__Task description__. Show only lines that include "React".

__Given material__.
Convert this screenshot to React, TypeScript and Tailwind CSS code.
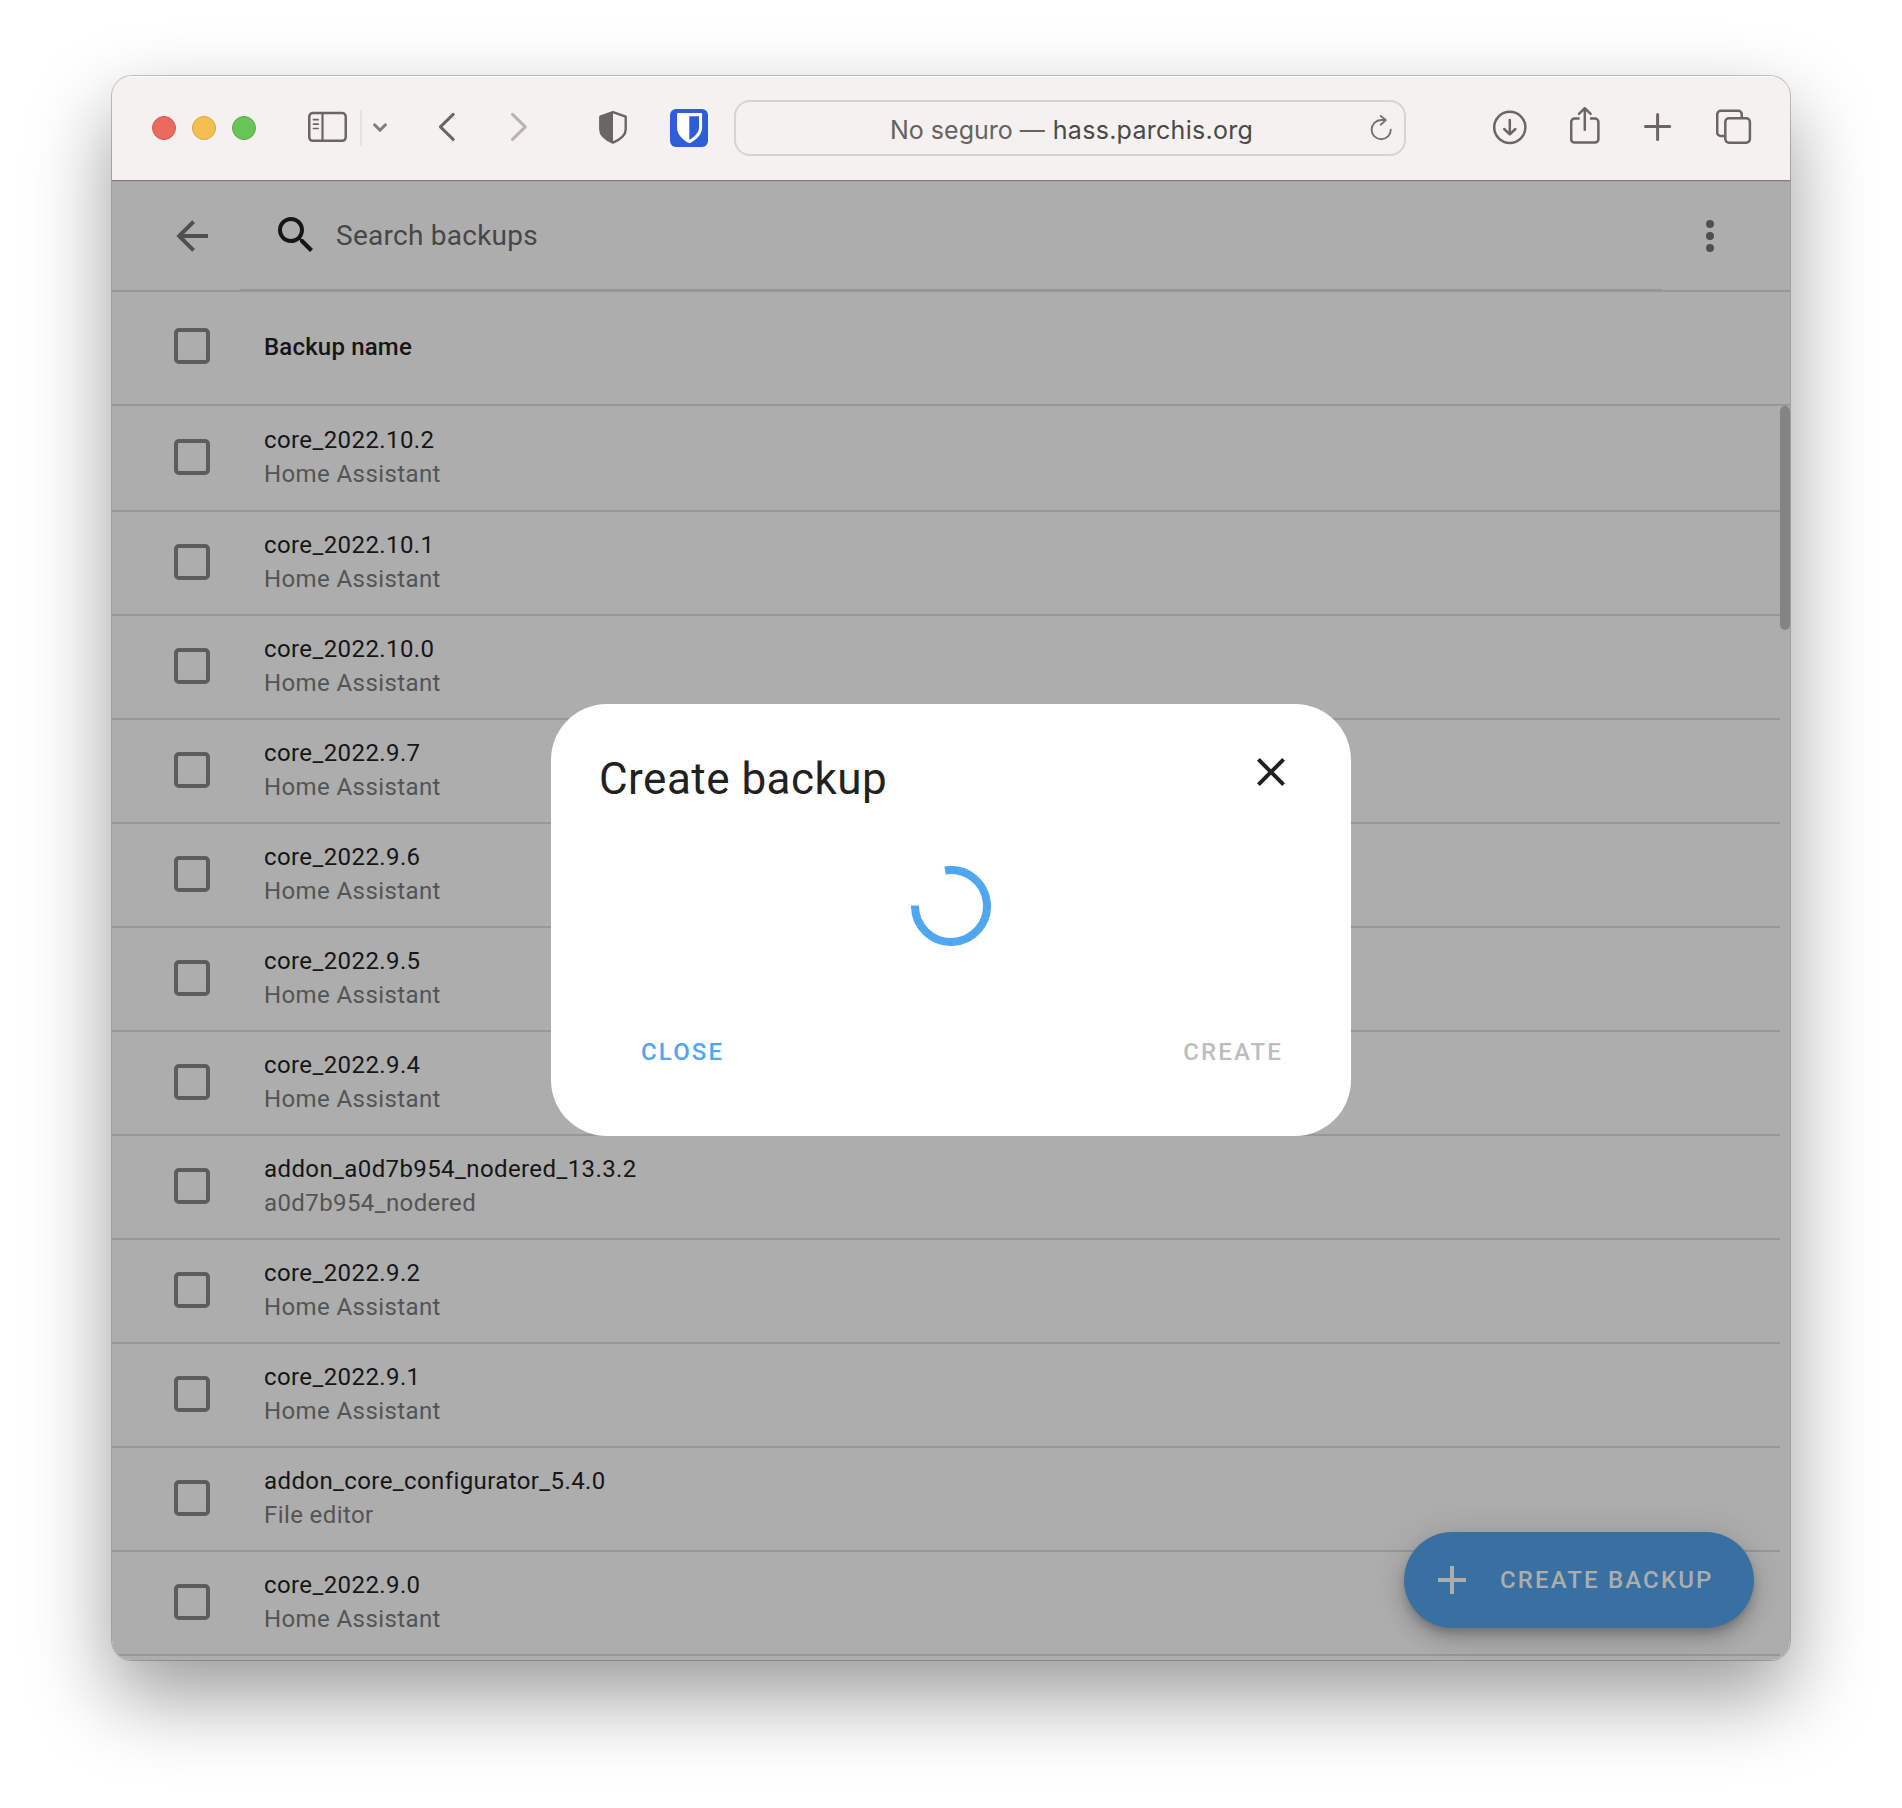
import React from "react";

type Backup = { name: string; source: string };

const HA = "Home Assistant";

const backups: Backup[] = [
  { name: "core_2022.10.2", source: HA },
  { name: "core_2022.10.1", source: HA },
  { name: "core_2022.10.0", source: HA },
  { name: "core_2022.9.7", source: HA },
  { name: "core_2022.9.6", source: HA },
  { name: "core_2022.9.5", source: HA },
  { name: "core_2022.9.4", source: HA },
  { name: "addon_a0d7b954_nodered_13.3.2", source: "a0d7b954_nodered" },
  { name: "core_2022.9.2", source: HA },
  { name: "core_2022.9.1", source: HA },
  { name: "addon_core_configurator_5.4.0", source: "File editor" },
  { name: "core_2022.9.0", source: HA },
];

function MdiIcon({ d, className }: { d: string; className: string }) {
  return (
    <svg viewBox="0 0 24 24" className={`size-12 shrink-0 fill-current ${className}`}>
      <path d={d} />
    </svg>
  );
}

function Checkbox() {
  return <span className="size-9 shrink-0 rounded-[5px] border-4 border-[#5d5d5d]" />;
}

/* Safari toolbar: every glyph sits in a full-height 104px column. */
function Toolbar() {
  return (
    <div className="flex h-[104px] shrink-0 items-center bg-[#f5f1f0] text-[#6b6564] shadow-[inset_0_1px_0_#fdfcfc]">
      <div className="ml-10 flex gap-4">
        <span className="size-6 rounded-full border border-[#d7584d] bg-[#ea6a5f]" />
        <span className="size-6 rounded-full border border-[#dfa43f] bg-[#f4bf50]" />
        <span className="size-6 rounded-full border border-[#56ae43] bg-[#66c556]" />
      </div>

      {/* sidebar */}
      <svg viewBox="0 0 39 104" className="ml-[52px] h-[104px] w-[39px]" fill="none" stroke="currentColor">
        <rect x="1.25" y="37.05" width="36.5" height="27.8" rx="3.6" strokeWidth="2.5" />
        <path d="M14.5 37v28" strokeWidth="2.2" />
        <path d="M5.5 43.7h4.6M5.5 48.2h4.6M5.5 52.5h4.6" strokeWidth="1.7" strokeLinecap="round" />
      </svg>
      <span className="ml-[13px] h-9 w-0.5 bg-[#e5e1e0]" />
      <svg viewBox="0 0 16 104" className="ml-[10px] h-[104px] w-4" fill="none" stroke="#817d7e" strokeWidth="3" strokeLinecap="round" strokeLinejoin="round">
        <path d="M2.6 48.8 8 54.3l5.4-5.5" />
      </svg>
      <svg viewBox="0 0 18 104" className="ml-[50px] h-[104px] w-[18px]" fill="none" stroke="currentColor" strokeWidth="3" strokeLinecap="round" strokeLinejoin="round">
        <path d="M15.200 38.400 2.400 50.900l12.800 12.500" />
      </svg>
      <svg viewBox="0 0 18 104" className="ml-[54px] h-[104px] w-[18px]" fill="none" stroke="#b8b3b2" strokeWidth="3" strokeLinecap="round" strokeLinejoin="round">
        <path d="M2.500 38.400 15.300 50.900 2.500 63.400" />
      </svg>

      {/* privacy shield */}
      <svg viewBox="0 0 28 104" className="ml-[71px] h-[104px] w-7">
        <path d="M14 36.200 26.700 40.700V53.500C26.700 59.200 20 64 14 66.600 8 64 1.300 59.200 1.300 53.500V40.700Z" fill="none" stroke="currentColor" strokeWidth="2.4" strokeLinejoin="round" />
        <path d="M14 36v31C8 64.500 1 59.500 1 53.500V40.500Z" fill="currentColor" />
      </svg>

      {/* password manager badge */}
      <svg viewBox="0 0 38 104" className="ml-[43px] h-[104px] w-[38px]">
        <rect y="33" width="38" height="38" rx="6" fill="#2f5dd7" />
        <path d="M8 37h23.200a.9.9 0 0 1 .9.900V51.500C32.100 59 25 64.800 19.500 67.200 14 64.800 7 59 7 51.500V37.900a1 1 0 0 1 1-.9Z" fill="#fff" />
        <path d="M19.300 40.200H29V51.500C29 56.500 24.300 61 19.300 63.800Z" fill="#2f5dd7" />
      </svg>

      {/* address field */}
      <div className="ml-[26px] flex h-14 w-[672px] items-center rounded-2xl border-2 border-[#d7d3d2] font-['Inter',sans-serif] text-[25px] leading-[30px]">
        <p className="ml-[154px] mt-[3px] whitespace-pre text-[#666261]">
          No seguro — <span className="ml-px tracking-[0.28px] text-[#4b4847]">hass.parchis.org</span>
        </p>
        <svg viewBox="0 0 24 52" className="ml-auto mr-[11px] h-[52px] w-6" fill="none" stroke="#777271" strokeWidth="1.9" strokeLinecap="round" strokeLinejoin="round">
          <path d="M21.800 27.600a9.600 9.600 0 1 1-9.600-9.600h4.600M11.700 13.900l5.100 4.200-5.100 4.600" />
        </svg>
      </div>

      {/* downloads */}
      <svg viewBox="0 0 34 104" className="ml-[87px] h-[104px] w-[34px]" fill="none" stroke="currentColor" strokeWidth="2.5" strokeLinecap="round" strokeLinejoin="round">
        <circle cx="16.8" cy="51.3" r="15.600" />
        <path d="M16.800 44v14M11.200 53l5.600 5.300 5.600-5.300" />
      </svg>
      {/* share */}
      <svg viewBox="0 0 30 104" className="ml-[43px] h-[104px] w-[30px]" fill="none" stroke="currentColor" strokeWidth="2.5" strokeLinecap="round" strokeLinejoin="round">
        <path d="M9.600 42.600H4.600a3.400 3.400 0 0 0-3.400 3.400V63.200a3.400 3.400 0 0 0 3.400 3.400H25a3.400 3.400 0 0 0 3.400-3.400V46a3.400 3.400 0 0 0-3.400-3.400H20" strokeLinecap="butt" />
        <path d="M14.800 53.800V32.500M9 37.800l5.800-5.600 5.800 5.600" />
      </svg>
      {/* new tab */}
      <svg viewBox="0 0 28 104" className="ml-[44px] h-[104px] w-7" fill="none" stroke="currentColor" strokeWidth="3" strokeLinecap="round">
        <path d="M13.600 38.400v25.200M1.500 50.500h24.200" />
      </svg>
      {/* tab overview */}
      <svg viewBox="0 0 36 104" className="ml-[44px] h-[104px] w-9" fill="none" stroke="currentColor" strokeWidth="2.5">
        <path d="M8.500 60H4.800a3.600 3.600 0 0 1-3.600-3.600V38.400a3.600 3.600 0 0 1 3.600-3.600H22.200a3.600 3.600 0 0 1 3.600 3.600V42" />
        <rect x="9.300" y="42.300" width="24.600" height="24.400" rx="3.600" />
      </svg>
    </div>
  );
}

function SearchHeader() {
  return (
    <div className="flex h-28 shrink-0 items-center border-b-2 border-[#979797] shadow-[inset_0_1px_0_#7f7f7f,inset_0_2px_0_#a1a1a1]">
      <MdiIcon
        className="ml-14 mt-0.5 text-[#4f4f4f]"
        d="M20,11V13H8L13.5,18.5L12.08,19.92L4.16,12L12.08,4.08L13.5,5.5L8,11H20Z"
      />
      <div className="ml-6 flex h-full w-[1422px] items-center border-b border-[#969696]">
        <MdiIcon
          className="mt-px ml-8 text-[#161616]"
          d="M9.5,3A6.5,6.5 0 0,1 16,9.5C16,11.11 15.41,12.59 14.44,13.73L14.71,14H15.5L20.5,19L19,20.5L14,15.5V14.71L13.73,14.44C12.59,15.41 11.11,16 9.5,16A6.5,6.5 0 0,1 3,9.5A6.5,6.5 0 0,1 9.5,3M9.5,5C7,5 5,7 5,9.5C5,12 7,14 9.5,14C12,14 14,12 14,9.5C14,7 12,5 9.5,5Z"
        />
        <span className="ml-4 mt-0.5 text-[28px] leading-8 tracking-[0.26px] text-[#474747]">Search backups</span>
      </div>
      <MdiIcon
        className="ml-6 mt-0.5 text-[#4f4f4f]"
        d="M12,16A2,2 0 0,1 14,18A2,2 0 0,1 12,20A2,2 0 0,1 10,18A2,2 0 0,1 12,16M12,10A2,2 0 0,1 14,12A2,2 0 0,1 12,14A2,2 0 0,1 10,12A2,2 0 0,1 12,10M12,4A2,2 0 0,1 14,6A2,2 0 0,1 12,8A2,2 0 0,1 10,6A2,2 0 0,1 12,4Z"
      />
    </div>
  );
}

function BackupRow({ backup }: { backup: Backup }) {
  return (
    <div className="flex h-[104px] shrink-0 items-start border-t-2 border-[#979797] px-[62px] pt-4 first:border-t-0 first:pt-[17px]">
      <span className="mt-4 flex">
        <Checkbox />
      </span>
      <div className="ml-[54px] text-2xl leading-[34px] tracking-[0.4px]">
        <p className="text-[#161616]">{backup.name}</p>
        <p className="text-[#545454]">{backup.source}</p>
      </div>
    </div>
  );
}

function BackupTable() {
  return (
    <div className="flex min-h-0 grow flex-col">
      <div className="flex h-[114px] shrink-0 items-center border-b-2 border-[#979797] px-[62px]">
        <span className="-mt-1 flex">
          <Checkbox />
        </span>
        <span className="-mt-0.5 ml-[54px] text-2xl font-medium leading-[34px] tracking-[0.18px] text-[#161616]">Backup name</span>
      </div>
      <div className="flex min-h-0 grow items-start overflow-hidden">
        <div className="flex grow flex-col">
          {backups.map((b) => (
            <BackupRow key={b.name} backup={b} />
          ))}
          <div className="h-2 border-t-2 border-[#979797]" />
        </div>
        <span className="h-56 w-2.5 rounded-full bg-[#848484]" />
      </div>
    </div>
  );
}

function CreateButton() {
  return (
    <button className="absolute bottom-8 right-9 flex h-24 w-[350px] items-center rounded-full bg-[#3870a1] text-[#adadad] shadow-[0_6px_10px_-2px_rgba(0,0,0,0.2),0_12px_20px_rgba(0,0,0,0.14),0_2px_36px_rgba(0,0,0,0.12)]">
      <MdiIcon className="ml-6" d="M19,13H13V19H11V13H5V11H11V5H13V11H19V13Z" />
      <span className="ml-6 whitespace-nowrap text-2xl font-medium leading-8 tracking-[2.14px]">CREATE BACKUP</span>
    </button>
  );
}

function CreateDialog() {
  return (
    <div className="absolute left-[439px] top-[628px] flex h-[432px] w-[800px] flex-col rounded-[56px] bg-white">
      <div className="flex items-start justify-between pl-12 pr-14 pt-11">
        <h2 className="mt-1 text-[44px] leading-[54px] tracking-[0.48px] text-[#212121]">Create backup</h2>
        <MdiIcon
          className="text-[#212121]"
          d="M19,6.41L17.59,5L12,10.59L6.41,5L5,6.41L10.59,12L5,17.59L6.41,19L12,13.41L17.59,19L19,17.59L13.41,12L19,6.41Z"
        />
      </div>
      <div className="mt-[60px] flex justify-center">
        <svg viewBox="-40 -40 80 80" className="size-20" fill="none" stroke="#51a7ef" strokeWidth="8">
          <path d="M-5.940-35.510A36 36 0 1 1-36-.5" />
        </svg>
      </div>
      <div className="mt-[90px] flex justify-between pl-[90px] pr-[68px] text-2xl font-medium leading-8 tracking-[2.14px]">
        <button className="text-[#51a7ef]">CLOSE</button>
        <button className="text-[#bdbdbd]">CREATE</button>
      </div>
    </div>
  );
}

export default function App() {
  return (
    <div className="flex h-[1808px] w-[1902px] items-start justify-center overflow-hidden bg-white pt-[76px] font-['Roboto',sans-serif]">
      <div className="rounded-[20px] shadow-[0_0_0_1px_rgba(0,0,0,0.22),0_36px_82px_rgba(0,0,0,0.4)]">
        <div className="relative flex h-[1584px] w-[1678px] flex-col overflow-hidden rounded-[20px] bg-[#adadad]">
          <Toolbar />
          <SearchHeader />
          <BackupTable />
          <CreateButton />
          <CreateDialog />
        </div>
      </div>
    </div>
  );
}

__Reply__.
Convert this screenshot to React, TypeScript and Tailwind CSS code.
import React from "react";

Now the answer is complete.